Em um momento de marketing de falsidades (“aparelhamento de esquerda das universidades”), conceitos pseudo-éticos (“meritocracia”) e profundo maniqueísmo ideológico, acho importante evitar o que Leonardo Sakamoto chamou de “raciocínio binário”. Não falo de posição “de centro” (eufemismo para direita menos conservadora).

Professo a erradicação da fome, saúde e educação para todos, políticas públicas inclusivas e uma segurança policial que seja ao mesmo tempo preventiva e terapêutica.

As obras de Marx – em muitos casos lúcidas – devem ser lidas.
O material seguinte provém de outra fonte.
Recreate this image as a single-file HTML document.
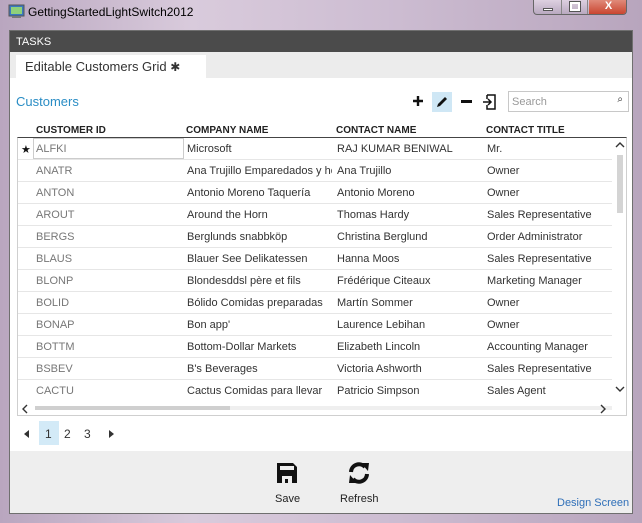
<!DOCTYPE html>
<html><head><meta charset="utf-8"><style>
*{margin:0;padding:0;box-sizing:border-box}
body{width:642px;height:523px;overflow:hidden;background:linear-gradient(90deg,#b9a6bf,#d9cbdc 30%,#cdbdd2 60%,#b8a5bd);font-family:"Liberation Sans",sans-serif;position:relative;font-size:11px}
.abs{position:absolute}
.title{left:28px;top:5px;font-size:12px;color:#000}
.win{left:9px;top:30px;width:624px;height:484px;background:#fff;border:1px solid #6f6f6f}
.tasks{left:0;top:0;width:622px;height:21px;background:#4b4b4b;color:#fff;font-size:11px;padding:5px 6px}
.tabrow{left:0;top:21px;width:622px;height:26px;background:#ececec}
.tab{left:6px;top:3px;width:190px;height:23px;background:#fff;font-size:13px;color:#333;padding:4px 9px}
.foot{left:0;top:420px;width:622px;height:62px;background:#eeeeee}
.row{position:absolute;left:0;width:594px;height:22px;border-bottom:1px solid #e6e6e6;font-size:11px;color:#333}
.row span{position:absolute;top:5px;white-space:nowrap}
.c1{left:18px;color:#777}.c2{left:169px;width:145px;overflow:hidden}.c3{left:319px}.c4{left:469px}
.hd{position:absolute;top:94px;font-size:10px;font-weight:bold;color:#222}
</style></head><body>
<svg class="abs" style="left:8px;top:4px" width="17" height="15"><rect x="1" y="1" width="15" height="11" fill="#3a78c0" stroke="#555"/><rect x="3" y="3" width="11" height="7" fill="#8fd07a"/><rect x="4" y="12" width="9" height="2" fill="#777"/></svg>
<div class="abs title">GettingStartedLightSwitch2012</div>
<div class="abs" style="left:533px;top:0;width:94px;height:15px;border:1px solid #666;border-top:none;border-radius:0 0 4px 4px;background:linear-gradient(#ddd0e0,#b9a9c0);overflow:hidden">
<div class="abs" style="left:0;top:0;width:28px;height:15px;border-right:1px solid #888"><div class="abs" style="left:9px;top:8px;width:10px;height:3px;background:#fff;border:1px solid #555"></div></div>
<div class="abs" style="left:28px;top:0;width:26px;height:15px;border-right:1px solid #888"><div class="abs" style="left:8px;top:2px;width:10px;height:9px;border:2px solid #fff;outline:1px solid #555"></div></div>
<div class="abs" style="left:55px;top:0;width:39px;height:15px;background:linear-gradient(#e08a7a,#c8412b);color:#fff;font-weight:bold;font-size:11px;text-align:center;line-height:13px">X</div></div>
<div class="abs win">
<div class="abs tasks">TASKS</div>
<div class="abs tabrow"><div class="abs tab">Editable Customers Grid <span style="font-size:12px">✱</span></div></div>
<div class="abs" style="left:6px;top:63px;font-size:13px;color:#2a8dc5">Customers</div>
<svg class="abs" style="left:402px;top:64px" width="12" height="12"><path d="M6 1 V11 M1 6 H11" stroke="#111" stroke-width="2.4"/></svg>
<div class="abs" style="left:422px;top:61px;width:20px;height:20px;background:#cfe7f5"><svg width="20" height="20"><path d="M5 15 L6 12 L13 5 L15 7 L8 14 Z" fill="#111"/></svg></div>
<div class="abs" style="left:451px;top:69px;width:11px;height:3px;background:#111"></div>
<svg class="abs" style="left:472px;top:62px" width="16" height="18"><path d="M5 2 H13 V16 H5 V12 M5 6 V2" fill="none" stroke="#111" stroke-width="1.5"/><path d="M1 9 H9 M6 6 L9 9 L6 12" fill="none" stroke="#111" stroke-width="1.5"/></svg>
<div class="abs" style="left:498px;top:60px;width:121px;height:21px;border:1px solid #c8c8c8;color:#999;font-size:11px;padding:4px 3px">Search<span class="abs" style="right:5px;top:2px;color:#222;font-size:10px">⌕</span></div>
<div class="hd" style="left:26px">CUSTOMER ID</div><div class="hd" style="left:176px">COMPANY NAME</div><div class="hd" style="left:326px">CONTACT NAME</div><div class="hd" style="left:476px">CONTACT TITLE</div>
<div class="abs" style="left:7px;top:106px;width:610px;height:279px;border:1px solid #cfcfcf;border-top:1px solid #444;overflow:hidden">
<div class="row" style="top:0"><span style="left:3px;color:#111">★</span><span class="abs" style="left:15px;top:0;width:151px;height:21px;border:1px solid #ccc"></span><span class="c1">ALFKI</span><span class="c2">Microsoft</span><span class="c3">RAJ KUMAR BENIWAL</span><span class="c4">Mr.</span></div>
<div class="row" style="top:22px"><span class="c1">ANATR</span><span class="c2">Ana Trujillo Emparedados y helados</span><span class="c3">Ana Trujillo</span><span class="c4">Owner</span></div>
<div class="row" style="top:44px"><span class="c1">ANTON</span><span class="c2">Antonio Moreno Taquería</span><span class="c3">Antonio Moreno</span><span class="c4">Owner</span></div>
<div class="row" style="top:66px"><span class="c1">AROUT</span><span class="c2">Around the Horn</span><span class="c3">Thomas Hardy</span><span class="c4">Sales Representative</span></div>
<div class="row" style="top:88px"><span class="c1">BERGS</span><span class="c2">Berglunds snabbköp</span><span class="c3">Christina Berglund</span><span class="c4">Order Administrator</span></div>
<div class="row" style="top:110px"><span class="c1">BLAUS</span><span class="c2">Blauer See Delikatessen</span><span class="c3">Hanna Moos</span><span class="c4">Sales Representative</span></div>
<div class="row" style="top:132px"><span class="c1">BLONP</span><span class="c2">Blondesddsl père et fils</span><span class="c3">Frédérique Citeaux</span><span class="c4">Marketing Manager</span></div>
<div class="row" style="top:154px"><span class="c1">BOLID</span><span class="c2">Bólido Comidas preparadas</span><span class="c3">Martín Sommer</span><span class="c4">Owner</span></div>
<div class="row" style="top:176px"><span class="c1">BONAP</span><span class="c2">Bon app'</span><span class="c3">Laurence Lebihan</span><span class="c4">Owner</span></div>
<div class="row" style="top:198px"><span class="c1">BOTTM</span><span class="c2">Bottom-Dollar Markets</span><span class="c3">Elizabeth Lincoln</span><span class="c4">Accounting Manager</span></div>
<div class="row" style="top:220px"><span class="c1">BSBEV</span><span class="c2">B's Beverages</span><span class="c3">Victoria Ashworth</span><span class="c4">Sales Representative</span></div>
<div class="row" style="top:242px;border:none"><span class="c1">CACTU</span><span class="c2">Cactus Comidas para llevar</span><span class="c3">Patricio Simpson</span><span class="c4">Sales Agent</span></div>
<svg class="abs" style="left:596px;top:2px" width="12" height="10"><path d="M2 7 L6 3 L10 7" fill="none" stroke="#333" stroke-width="1.4"/></svg>
<div class="abs" style="left:599px;top:17px;width:6px;height:58px;background:#d4d4d4"></div>
<svg class="abs" style="left:596px;top:246px" width="12" height="10"><path d="M2 3 L6 7 L10 3" fill="none" stroke="#333" stroke-width="1.4"/></svg>
<svg class="abs" style="left:2px;top:265px" width="10" height="12"><path d="M7 2 L3 6 L7 10" fill="none" stroke="#333" stroke-width="1.4"/></svg>
<div class="abs" style="left:17px;top:268px;width:577px;height:4px;background:#efefef"><div style="width:195px;height:4px;background:#cfcfcf"></div></div>
<svg class="abs" style="left:580px;top:265px" width="10" height="12"><path d="M3 2 L7 6 L3 10" fill="none" stroke="#333" stroke-width="1.4"/></svg>
</div>
<svg class="abs" style="left:13px;top:398px" width="8" height="10"><path d="M6 1 L1 5 L6 9Z" fill="#333"/></svg>
<div class="abs" style="left:29px;top:390px;width:20px;height:24px;background:#d3eaf7"></div>
<div class="abs" style="left:35px;top:396px;font-size:12px;color:#333">1</div>
<div class="abs" style="left:54px;top:396px;font-size:12px;color:#333">2</div>
<div class="abs" style="left:74px;top:396px;font-size:12px;color:#333">3</div>
<svg class="abs" style="left:97px;top:398px" width="8" height="10"><path d="M2 1 L7 5 L2 9Z" fill="#333"/></svg>
<div class="abs foot">
<svg class="abs" style="left:266px;top:11px" width="22" height="22"><path d="M1 1 H17 L21 5 V21 H1 Z" fill="#111"/><rect x="4" y="4" width="14" height="4" fill="#eee"/><rect x="6" y="14" width="10" height="7" fill="#eee"/><rect x="9" y="17" width="3" height="4" fill="#111"/></svg>
<div class="abs" style="left:265px;top:42px;font-size:11px;color:#222">Save</div>
<svg class="abs" style="left:337px;top:10px" width="24" height="24"><path d="M4 11 A8 8 0 0 1 18 6" fill="none" stroke="#111" stroke-width="4"/><path d="M14 2 L22 2 L21 10 Z" fill="#111"/><path d="M20 13 A8 8 0 0 1 6 18" fill="none" stroke="#111" stroke-width="4"/><path d="M10 22 L2 22 L3 14 Z" fill="#111"/></svg>
<div class="abs" style="left:330px;top:42px;font-size:11px;color:#222">Refresh</div>
<div class="abs" style="left:547px;top:46px;font-size:11px;color:#2f6fb8">Design Screen</div>
</div>
</div>
</body></html>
Assim como Adam Smith, Hayek e Keynes. Assim como a Bíblia, o Alcorão e os Upanixades. Como o vinho e a vodca, tudo consumido com moderação. A utopia social deve ser a igualdade, conquistada com o mínimo de repressão. O senso crítico deve ser o leme da vida política.

Em coerência com meus princípios, honrarei popperianamente aqueles que apresentarem críticas a este texto. If you are wrong, you are right, diz uma frase atribuída ao criador do “racionalismo crítico”. Admito com prazer ser refutado. Até que me refutem, mantenho a minha (flexível) profissão de fé.